### Your task:
Each entry that follows is to be retyped exactly. Pictures do not belong in the copy.

### Dataset rows:
◇ ◇ ◇ ◇ ◇ ◇ ◇
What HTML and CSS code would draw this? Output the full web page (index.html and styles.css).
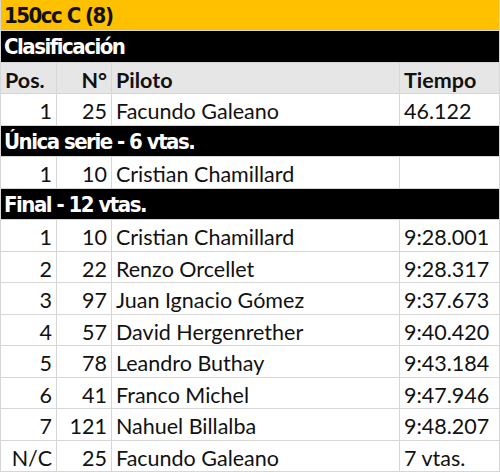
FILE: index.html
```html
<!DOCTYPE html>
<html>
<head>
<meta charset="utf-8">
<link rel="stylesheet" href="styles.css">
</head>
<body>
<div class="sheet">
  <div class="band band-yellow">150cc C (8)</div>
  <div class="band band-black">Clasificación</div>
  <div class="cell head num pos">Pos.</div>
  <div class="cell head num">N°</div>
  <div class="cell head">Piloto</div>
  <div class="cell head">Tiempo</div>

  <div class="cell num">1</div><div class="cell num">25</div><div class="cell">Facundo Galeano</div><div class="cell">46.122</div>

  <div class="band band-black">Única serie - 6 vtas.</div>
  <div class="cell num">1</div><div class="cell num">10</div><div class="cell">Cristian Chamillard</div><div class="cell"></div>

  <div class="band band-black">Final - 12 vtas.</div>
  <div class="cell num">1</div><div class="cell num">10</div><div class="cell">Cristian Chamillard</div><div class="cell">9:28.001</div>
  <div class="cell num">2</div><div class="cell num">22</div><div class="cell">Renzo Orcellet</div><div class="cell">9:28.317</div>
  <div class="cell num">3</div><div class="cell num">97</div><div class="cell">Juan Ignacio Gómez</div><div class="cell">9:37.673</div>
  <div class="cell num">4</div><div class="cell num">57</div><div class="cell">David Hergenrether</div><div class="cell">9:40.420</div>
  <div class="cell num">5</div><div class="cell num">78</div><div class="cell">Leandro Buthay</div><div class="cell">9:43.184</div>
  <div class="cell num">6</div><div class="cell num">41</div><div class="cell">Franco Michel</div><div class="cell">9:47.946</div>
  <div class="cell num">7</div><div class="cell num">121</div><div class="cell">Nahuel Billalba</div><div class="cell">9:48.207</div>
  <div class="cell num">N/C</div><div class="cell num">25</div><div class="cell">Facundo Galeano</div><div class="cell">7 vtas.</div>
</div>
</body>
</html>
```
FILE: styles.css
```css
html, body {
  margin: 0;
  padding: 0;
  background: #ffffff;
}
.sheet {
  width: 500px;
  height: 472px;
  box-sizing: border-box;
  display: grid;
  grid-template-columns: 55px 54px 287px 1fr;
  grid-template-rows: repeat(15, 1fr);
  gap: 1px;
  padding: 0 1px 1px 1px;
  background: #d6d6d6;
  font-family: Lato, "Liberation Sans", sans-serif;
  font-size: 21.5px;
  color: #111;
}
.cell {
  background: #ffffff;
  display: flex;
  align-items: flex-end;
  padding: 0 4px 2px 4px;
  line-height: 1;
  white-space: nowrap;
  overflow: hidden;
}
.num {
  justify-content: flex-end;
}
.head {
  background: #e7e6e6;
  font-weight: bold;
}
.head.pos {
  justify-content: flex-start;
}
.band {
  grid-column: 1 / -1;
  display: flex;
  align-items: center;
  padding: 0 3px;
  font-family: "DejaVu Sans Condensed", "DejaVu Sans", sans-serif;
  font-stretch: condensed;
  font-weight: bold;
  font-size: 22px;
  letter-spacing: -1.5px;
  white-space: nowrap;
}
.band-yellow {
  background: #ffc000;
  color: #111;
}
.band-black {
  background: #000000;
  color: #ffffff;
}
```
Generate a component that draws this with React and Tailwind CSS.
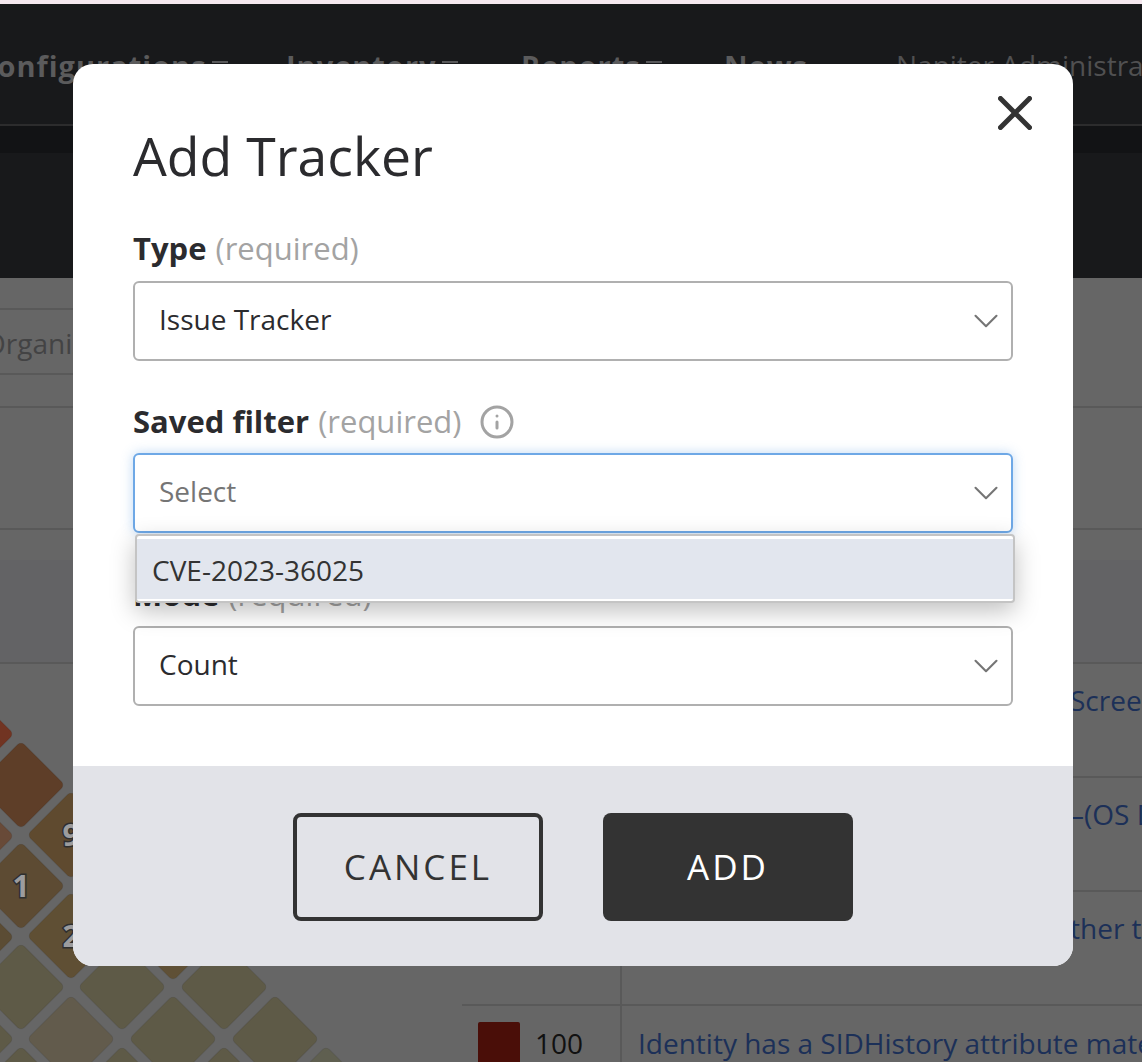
◇ ◇ ◇ ◇ ◇ ◇ ◇
### Written solution:
What HTML and CSS code would draw this? Output the full web page (index.html and styles.css).
FILE: index.html
```html
<!DOCTYPE html>
<html>
<head>
<meta charset="utf-8">
<link rel="stylesheet" href="styles.css">
</head>
<body>
<div class="sheet">
  <div class="band band-yellow">150cc C (8)</div>
  <div class="band band-black">Clasificación</div>
  <div class="cell head num pos">Pos.</div>
  <div class="cell head num">N°</div>
  <div class="cell head">Piloto</div>
  <div class="cell head">Tiempo</div>

  <div class="cell num">1</div><div class="cell num">25</div><div class="cell">Facundo Galeano</div><div class="cell">46.122</div>

  <div class="band band-black">Única serie - 6 vtas.</div>
  <div class="cell num">1</div><div class="cell num">10</div><div class="cell">Cristian Chamillard</div><div class="cell"></div>

  <div class="band band-black">Final - 12 vtas.</div>
  <div class="cell num">1</div><div class="cell num">10</div><div class="cell">Cristian Chamillard</div><div class="cell">9:28.001</div>
  <div class="cell num">2</div><div class="cell num">22</div><div class="cell">Renzo Orcellet</div><div class="cell">9:28.317</div>
  <div class="cell num">3</div><div class="cell num">97</div><div class="cell">Juan Ignacio Gómez</div><div class="cell">9:37.673</div>
  <div class="cell num">4</div><div class="cell num">57</div><div class="cell">David Hergenrether</div><div class="cell">9:40.420</div>
  <div class="cell num">5</div><div class="cell num">78</div><div class="cell">Leandro Buthay</div><div class="cell">9:43.184</div>
  <div class="cell num">6</div><div class="cell num">41</div><div class="cell">Franco Michel</div><div class="cell">9:47.946</div>
  <div class="cell num">7</div><div class="cell num">121</div><div class="cell">Nahuel Billalba</div><div class="cell">9:48.207</div>
  <div class="cell num">N/C</div><div class="cell num">25</div><div class="cell">Facundo Galeano</div><div class="cell">7 vtas.</div>
</div>
</body>
</html>
```
FILE: styles.css
```css
html, body {
  margin: 0;
  padding: 0;
  background: #ffffff;
}
.sheet {
  width: 500px;
  height: 472px;
  box-sizing: border-box;
  display: grid;
  grid-template-columns: 55px 54px 287px 1fr;
  grid-template-rows: repeat(15, 1fr);
  gap: 1px;
  padding: 0 1px 1px 1px;
  background: #d6d6d6;
  font-family: Lato, "Liberation Sans", sans-serif;
  font-size: 21.5px;
  color: #111;
}
.cell {
  background: #ffffff;
  display: flex;
  align-items: flex-end;
  padding: 0 4px 2px 4px;
  line-height: 1;
  white-space: nowrap;
  overflow: hidden;
}
.num {
  justify-content: flex-end;
}
.head {
  background: #e7e6e6;
  font-weight: bold;
}
.head.pos {
  justify-content: flex-start;
}
.band {
  grid-column: 1 / -1;
  display: flex;
  align-items: center;
  padding: 0 3px;
  font-family: "DejaVu Sans Condensed", "DejaVu Sans", sans-serif;
  font-stretch: condensed;
  font-weight: bold;
  font-size: 22px;
  letter-spacing: -1.5px;
  white-space: nowrap;
}
.band-yellow {
  background: #ffc000;
  color: #111;
}
.band-black {
  background: #000000;
  color: #ffffff;
}
```
Generate a component that draws this with React and Tailwind CSS.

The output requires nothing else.